Oh, and she needs to be a goddamn tiger in the sheets, but a nun in the streets. Because apparently, the ideal woman is a Venn diagram where one circle is "unbridled sexual passion that only exists for my pleasure" and the other is "absolutely no sexual history whatsoever." Good fucking luck with that, you clueless bastards. You're trying to find someone who's both a librarian and a firecracker, but only on your goddamn schedule.
It's ridiculous! It's absolutely fucking ludicrous! We've taken the most fundamental human drive – connection, procreation, the very thing that keeps our stupid species going – and we've loaded it down with so much impossible baggage, so much self-help jargon, so many curated social media ideals, that it's become...

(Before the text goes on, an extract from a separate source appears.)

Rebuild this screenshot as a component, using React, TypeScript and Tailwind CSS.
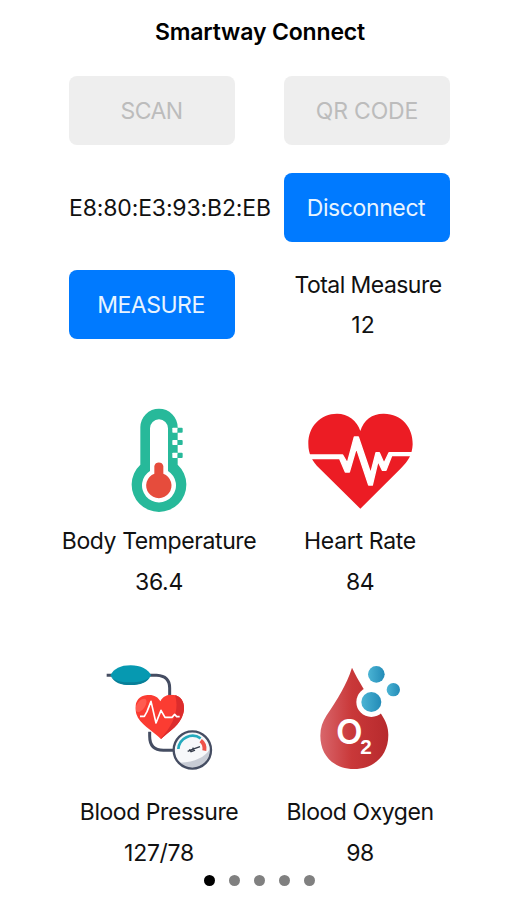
import type {ReactNode} from 'react';

interface MetricProps {
	icon: ReactNode;
	label: string;
	value: string;
	labelClass: string;
	valueClass?: string;
}

function ThermometerIcon() {
	return (
			<svg viewBox="0 0 360 360" className="ml-0.5 h-[120px] w-[120px]">
				<g fill="#27b99a">
					<path d="M121 194V82a56 56 0 0 1 112 0v112a82 82 0 1 1-112 0Z"/>
					<rect x="232" y="83" width="16" height="15" rx="3"/>
					<rect x="232" y="120" width="16" height="15" rx="3"/>
					<rect x="232" y="158" width="16" height="16" rx="3"/>
				</g>
				<path d="M150 213V85a27 27 0 0 1 54 0v128a51 51 0 1 1-54 0Z" fill="#fff"/>
				<g fill="#fff">
					<rect x="217" y="83" width="15" height="15" rx="2"/>
					<rect x="217" y="120" width="15" height="15" rx="2"/>
					<rect x="217" y="158" width="15" height="16" rx="2"/>
				</g>
				<path d="M163 221v-23a14 14 0 0 1 27 0v23a38 38 0 1 1-27 0Z" fill="#e64c3c"/>
			</svg>
	);
}

function HeartRateIcon() {
	return (
			<svg viewBox="0 0 360 360" className="h-[120px] w-[120px]">
				<path
						d="M181 93C191 59 218 40 252 41C305 42 339 82 338 133C337 163 324 184 303 205L181 326L58 205C37 184 25 162 25 132C24 80 62 41 111 41C144 41 171 61 181 93Z"
						fill="#ec1c24"
				/>
				<path
						d="M20 165H128L142 189L163 111H175L212 220L228 158H238L252 190L267 158H345V167H275L258 211H247L234 184L217 255H206L169 144L148 216H136L119 176H20Z"
						fill="#fff"
						stroke="#fff"
						strokeWidth="4"
						strokeLinejoin="round"
				/>
			</svg>
	);
}

function BloodPressureIcon() {
	return (
			<svg viewBox="0 0 360 360" className="ml-0.5 h-[120px] w-[120px]">
				<defs>
					<clipPath id="pressure-heart">
						<path d="M181 139C190 121 207 118 222 120C247 124 257 148 250 175C240 211 213 225 183 252C155 225 119 208 109 177C101 148 111 122 142 120C160 118 174 125 181 139Z"/>
					</clipPath>
					<clipPath id="gauge-face">
						<circle cx="277" cy="285" r="52"/>
					</clipPath>
				</defs>
				<path d="M20 61H40M148 61H170Q209 63 209 99V125M149 230V244Q149 286 190 286H224" fill="none" stroke="#454d62" strokeWidth="9"/>
				<path d="M31 61C42 41 61 31 92 31C122 31 145 43 153 61C143 80 122 90 92 90C61 90 43 81 31 61Z" fill="#0699b1"/>
				<path d="M33 65C46 78 64 82 92 82C121 82 141 75 151 65C141 82 122 90 92 90C62 90 44 83 33 65Z" fill="#087f98"/>
				<g clipPath="url(#pressure-heart)">
					<rect x="100" y="110" width="160" height="150" fill="#fb3c32"/>
					<path d="M222 110Q249 180 180 253H260V110Z" fill="#dc2c2c"/>
					<ellipse cx="123" cy="151" rx="12" ry="23" fill="#ff5b50" transform="rotate(35 123 151)"/>
				</g>
				<path d="M120 184H133L141 170L153 139L168 204L183 166L195 187H216L224 178L230 185H239" fill="none" stroke="#fff" strokeWidth="5" strokeLinejoin="round"/>
				<circle cx="277" cy="285" r="56" fill="#f7f8fa"/>
				<g clipPath="url(#gauge-face)">
					<path d="M335 270Q318 319 240 323L270 345H340Z" fill="#c8ccd5"/>
				</g>
				<circle cx="277" cy="285" r="56" fill="none" stroke="#454d62" strokeWidth="7"/>
				<path d="M235 282A43 43 0 0 1 302 250" fill="none" stroke="#24aabd" strokeWidth="8"/>
				<path d="M302 257Q316 267 313 287" fill="none" stroke="#ef5148" strokeWidth="12"/>
				<path d="M263 289L277 283L300 275M278 278L283 286L273 290L268 283" fill="none" stroke="#343b49" strokeWidth="4"/>
			</svg>
	);
}

function BloodOxygenIcon() {
	return (
			<svg viewBox="0 0 300 360" className="h-[120px] w-[100px]">
				<defs>
					<linearGradient id="blood-drop" x1="35" y1="240" x2="235" y2="240" gradientUnits="userSpaceOnUse">
						<stop offset="0" stopColor="#d86469"/>
						<stop offset=".45" stopColor="#c93839"/>
						<stop offset="1" stopColor="#b72a2d"/>
					</linearGradient>
					<linearGradient id="oxygen-bubble">
						<stop offset="0" stopColor="#4bb4d4"/>
						<stop offset="1" stopColor="#238bb7"/>
					</linearGradient>
				</defs>
				<path d="M126 38C146 80 165 107 187 144L214 178C228 200 235 217 235 240C235 300 194 342 132 342C70 342 31 300 31 242C31 219 38 199 50 181C84 130 109 91 126 38Z" fill="url(#blood-drop)"/>
				<circle cx="184" cy="141" r="45" fill="#fff"/>
				<circle cx="184" cy="141" r="30" fill="url(#oxygen-bubble)"/>
				<circle cx="199" cy="58" r="25" fill="url(#oxygen-bubble)"/>
				<circle cx="250" cy="104" r="20" fill="url(#oxygen-bubble)"/>
				<text x="78" y="267" fill="#fff" fontFamily="Inter, sans-serif" fontSize="104" fontWeight="600" letterSpacing="-6">
					O<tspan x="151" y="296" fontFamily="Liberation Sans, sans-serif" fontSize="62" fontWeight="700" letterSpacing="0">2</tspan>
				</text>
			</svg>
	);
}

function Metric({icon, label, value, labelClass, valueClass = ''}: MetricProps) {
	return (
			<div className="flex flex-col items-center">
				{icon}
				<p className={`whitespace-nowrap leading-8 ${labelClass}`}>{label}</p>
				<p className={`mt-[9px] leading-8 ${valueClass}`}>{value}</p>
			</div>
	);
}

export default function App() {
	const buttonClass = 'flex h-[69px] w-[166px] items-center justify-center rounded-lg pt-0.5';

	return (
			<main className="flex h-[900px] w-[507px] flex-col overflow-hidden bg-white font-['Inter',sans-serif] text-[23px] text-[#111]">
				<h1 className="ml-[13px] mt-4 text-center text-[23px] font-semibold leading-8 tracking-[-0.15px] text-black">Smartway Connect</h1>

				<section className="ml-[69px] mt-7 grid grid-cols-[166px_166px] gap-x-[49px] gap-y-7">
					<button className={`${buttonClass} bg-[#eee] pr-px tracking-[-0.6px] text-[#bcbcbc]`} disabled>SCAN</button>
					<button className={`${buttonClass} bg-[#eee] tracking-[-0.2px] text-[#bcbcbc]`} disabled>QR CODE</button>
					<p className="flex items-center whitespace-nowrap pt-0.5 tracking-[-0.15px]">E8:80:E3:93:B2:EB</p>
					<button className={`${buttonClass} bg-[#007aff] pr-0.5 tracking-[-0.4px] text-[#e8f4ff]`}>Disconnect</button>
					<button className={`${buttonClass} bg-[#007aff] pr-0.5 tracking-[-0.5px] text-[#e8f4ff]`}>MEASURE</button>
					<div className="flex flex-col items-center">
						<p className="ml-[2px] -mt-px whitespace-nowrap leading-8 tracking-[-0.55px]">Total Measure</p>
						<p className="mt-2 mr-2 leading-8">12</p>
					</div>
				</section>

				<section className="ml-[59px] mt-[59px] grid grid-cols-[200px_202px]">
					<Metric icon={<ThermometerIcon/>} label="Body Temperature" value="36.4" labelClass="mt-[5px] tracking-[-0.4px]" valueClass="tracking-[-0.3px]"/>
					<Metric icon={<HeartRateIcon/>} label="Heart Rate" value="84" labelClass="mt-[5px] tracking-[-0.3px]" valueClass="tracking-[-0.5px]"/>
				</section>
				<section className="ml-[59px] mt-[57px] grid grid-cols-[200px_202px]">
					<Metric icon={<BloodPressureIcon/>} label="Blood Pressure" value="127/78" labelClass="mt-[21px] tracking-[-0.45px]" valueClass="tracking-[-0.3px]"/>
					<Metric icon={<BloodOxygenIcon/>} label="Blood Oxygen" value="98" labelClass="mt-[21px] tracking-[-0.45px]" valueClass="tracking-[-0.5px]"/>
				</section>

				<nav className="ml-[204px] mt-[6px] flex gap-[14px]">
					<span className="h-[11px] w-[11px] rounded-full bg-black"/>
					<span className="h-[11px] w-[11px] rounded-full bg-[#808080]"/>
					<span className="h-[11px] w-[11px] rounded-full bg-[#808080]"/>
					<span className="h-[11px] w-[11px] rounded-full bg-[#808080]"/>
					<span className="h-[11px] w-[11px] rounded-full bg-[#808080]"/>
				</nav>
			</main>
	);
}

...unsustainable. A complete and utter fuck-up.
And you know what the REAL fucked up part is? We're all in this goddamn lifeboat together, sinking slower than a snail on tranquilizers, bailing water with a goddamn colander, while screaming at each other about who's not holding their bucket right! It's like watching a real-life reality show where everyone loses!
So yeah. I've thought about it. I've considered the future. The declining birth rates. The endless, exhausting chaos. The sheer futility of it all. And I've come to a conclusion.
No amount of supernaturally good sex... is worth that kind of co-parenting bullshit.